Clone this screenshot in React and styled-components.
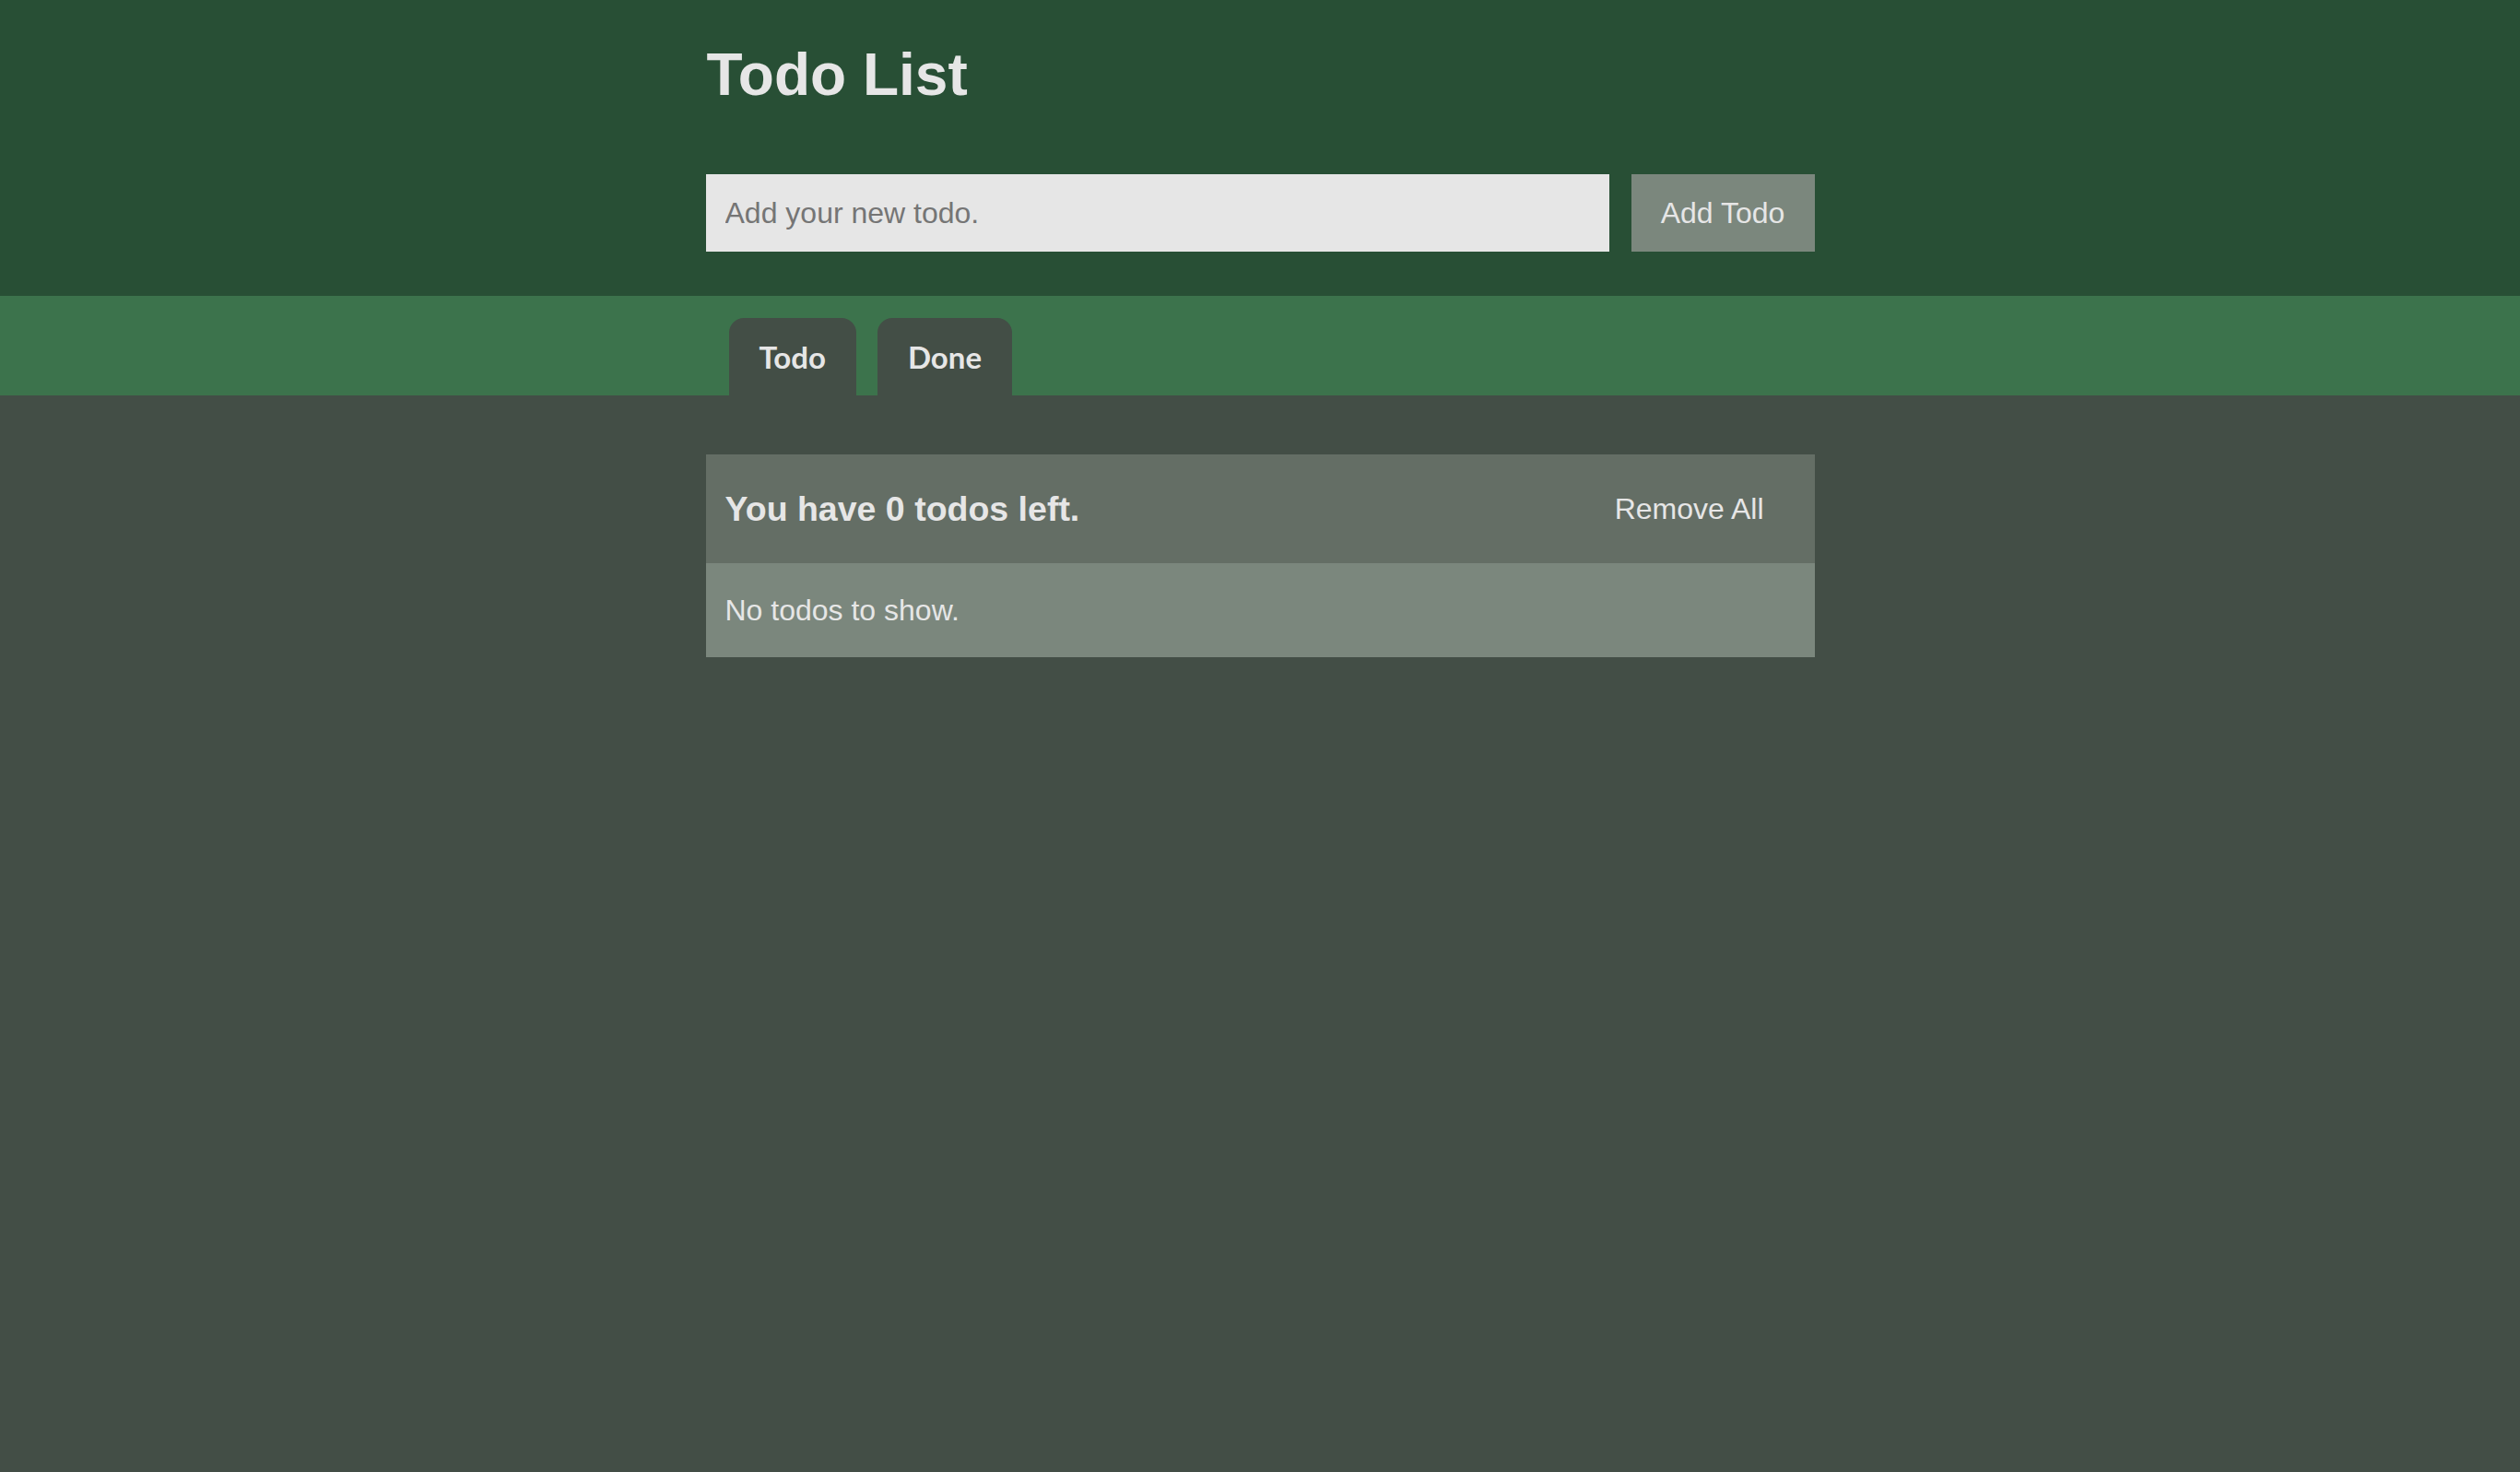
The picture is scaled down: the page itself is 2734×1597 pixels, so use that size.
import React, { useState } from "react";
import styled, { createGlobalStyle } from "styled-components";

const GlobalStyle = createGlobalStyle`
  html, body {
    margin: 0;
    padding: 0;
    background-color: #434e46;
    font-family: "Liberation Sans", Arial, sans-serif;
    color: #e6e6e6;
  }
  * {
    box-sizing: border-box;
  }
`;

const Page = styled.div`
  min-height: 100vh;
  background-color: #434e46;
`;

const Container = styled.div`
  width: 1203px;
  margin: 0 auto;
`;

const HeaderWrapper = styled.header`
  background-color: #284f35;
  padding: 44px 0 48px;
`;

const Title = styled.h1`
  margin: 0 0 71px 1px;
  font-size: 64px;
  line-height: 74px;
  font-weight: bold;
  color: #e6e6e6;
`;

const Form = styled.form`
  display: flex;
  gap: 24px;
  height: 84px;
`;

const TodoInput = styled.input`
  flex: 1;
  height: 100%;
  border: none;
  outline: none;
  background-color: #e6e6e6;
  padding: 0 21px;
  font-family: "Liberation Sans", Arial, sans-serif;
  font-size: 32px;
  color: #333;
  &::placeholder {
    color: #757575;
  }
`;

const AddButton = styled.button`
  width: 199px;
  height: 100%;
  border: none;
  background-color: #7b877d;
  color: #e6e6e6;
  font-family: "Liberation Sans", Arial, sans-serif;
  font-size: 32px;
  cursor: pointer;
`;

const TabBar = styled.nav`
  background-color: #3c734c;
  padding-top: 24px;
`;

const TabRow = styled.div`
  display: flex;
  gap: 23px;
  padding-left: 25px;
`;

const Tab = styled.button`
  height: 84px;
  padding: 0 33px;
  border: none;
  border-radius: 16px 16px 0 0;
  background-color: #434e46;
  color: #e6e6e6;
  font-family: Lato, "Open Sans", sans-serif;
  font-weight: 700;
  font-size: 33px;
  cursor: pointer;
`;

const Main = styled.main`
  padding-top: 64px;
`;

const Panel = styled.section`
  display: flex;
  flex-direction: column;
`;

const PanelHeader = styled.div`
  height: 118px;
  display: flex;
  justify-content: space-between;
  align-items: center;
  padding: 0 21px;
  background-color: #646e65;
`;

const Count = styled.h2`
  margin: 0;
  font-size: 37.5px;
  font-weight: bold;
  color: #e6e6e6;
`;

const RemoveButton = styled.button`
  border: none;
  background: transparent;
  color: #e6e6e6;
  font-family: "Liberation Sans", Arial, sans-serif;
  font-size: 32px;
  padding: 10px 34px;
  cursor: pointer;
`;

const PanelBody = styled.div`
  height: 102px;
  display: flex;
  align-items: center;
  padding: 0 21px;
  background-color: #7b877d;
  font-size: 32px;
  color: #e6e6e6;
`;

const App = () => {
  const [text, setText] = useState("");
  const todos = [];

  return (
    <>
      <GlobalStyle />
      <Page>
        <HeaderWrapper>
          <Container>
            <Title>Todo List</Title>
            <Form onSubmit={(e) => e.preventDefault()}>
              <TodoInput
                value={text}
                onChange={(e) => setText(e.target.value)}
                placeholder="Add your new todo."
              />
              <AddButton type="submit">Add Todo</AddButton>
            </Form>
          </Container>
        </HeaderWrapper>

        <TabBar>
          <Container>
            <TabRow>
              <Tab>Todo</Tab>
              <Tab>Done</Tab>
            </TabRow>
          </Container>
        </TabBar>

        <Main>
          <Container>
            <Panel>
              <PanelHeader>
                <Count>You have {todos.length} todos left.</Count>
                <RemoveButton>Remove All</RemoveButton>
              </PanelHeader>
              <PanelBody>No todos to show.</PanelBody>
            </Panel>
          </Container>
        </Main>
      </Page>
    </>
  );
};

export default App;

— WHAT THE TASK ASKS —
Restate the data above word for word. Do not include the images.

— FULL OUTPUT —
Clone this screenshot in React and styled-components.
The picture is scaled down: the page itself is 2734×1597 pixels, so use that size.
import React, { useState } from "react";
import styled, { createGlobalStyle } from "styled-components";

const GlobalStyle = createGlobalStyle`
  html, body {
    margin: 0;
    padding: 0;
    background-color: #434e46;
    font-family: "Liberation Sans", Arial, sans-serif;
    color: #e6e6e6;
  }
  * {
    box-sizing: border-box;
  }
`;

const Page = styled.div`
  min-height: 100vh;
  background-color: #434e46;
`;

const Container = styled.div`
  width: 1203px;
  margin: 0 auto;
`;

const HeaderWrapper = styled.header`
  background-color: #284f35;
  padding: 44px 0 48px;
`;

const Title = styled.h1`
  margin: 0 0 71px 1px;
  font-size: 64px;
  line-height: 74px;
  font-weight: bold;
  color: #e6e6e6;
`;

const Form = styled.form`
  display: flex;
  gap: 24px;
  height: 84px;
`;

const TodoInput = styled.input`
  flex: 1;
  height: 100%;
  border: none;
  outline: none;
  background-color: #e6e6e6;
  padding: 0 21px;
  font-family: "Liberation Sans", Arial, sans-serif;
  font-size: 32px;
  color: #333;
  &::placeholder {
    color: #757575;
  }
`;

const AddButton = styled.button`
  width: 199px;
  height: 100%;
  border: none;
  background-color: #7b877d;
  color: #e6e6e6;
  font-family: "Liberation Sans", Arial, sans-serif;
  font-size: 32px;
  cursor: pointer;
`;

const TabBar = styled.nav`
  background-color: #3c734c;
  padding-top: 24px;
`;

const TabRow = styled.div`
  display: flex;
  gap: 23px;
  padding-left: 25px;
`;

const Tab = styled.button`
  height: 84px;
  padding: 0 33px;
  border: none;
  border-radius: 16px 16px 0 0;
  background-color: #434e46;
  color: #e6e6e6;
  font-family: Lato, "Open Sans", sans-serif;
  font-weight: 700;
  font-size: 33px;
  cursor: pointer;
`;

const Main = styled.main`
  padding-top: 64px;
`;

const Panel = styled.section`
  display: flex;
  flex-direction: column;
`;

const PanelHeader = styled.div`
  height: 118px;
  display: flex;
  justify-content: space-between;
  align-items: center;
  padding: 0 21px;
  background-color: #646e65;
`;

const Count = styled.h2`
  margin: 0;
  font-size: 37.5px;
  font-weight: bold;
  color: #e6e6e6;
`;

const RemoveButton = styled.button`
  border: none;
  background: transparent;
  color: #e6e6e6;
  font-family: "Liberation Sans", Arial, sans-serif;
  font-size: 32px;
  padding: 10px 34px;
  cursor: pointer;
`;

const PanelBody = styled.div`
  height: 102px;
  display: flex;
  align-items: center;
  padding: 0 21px;
  background-color: #7b877d;
  font-size: 32px;
  color: #e6e6e6;
`;

const App = () => {
  const [text, setText] = useState("");
  const todos = [];

  return (
    <>
      <GlobalStyle />
      <Page>
        <HeaderWrapper>
          <Container>
            <Title>Todo List</Title>
            <Form onSubmit={(e) => e.preventDefault()}>
              <TodoInput
                value={text}
                onChange={(e) => setText(e.target.value)}
                placeholder="Add your new todo."
              />
              <AddButton type="submit">Add Todo</AddButton>
            </Form>
          </Container>
        </HeaderWrapper>

        <TabBar>
          <Container>
            <TabRow>
              <Tab>Todo</Tab>
              <Tab>Done</Tab>
            </TabRow>
          </Container>
        </TabBar>

        <Main>
          <Container>
            <Panel>
              <PanelHeader>
                <Count>You have {todos.length} todos left.</Count>
                <RemoveButton>Remove All</RemoveButton>
              </PanelHeader>
              <PanelBody>No todos to show.</PanelBody>
            </Panel>
          </Container>
        </Main>
      </Page>
    </>
  );
};

export default App;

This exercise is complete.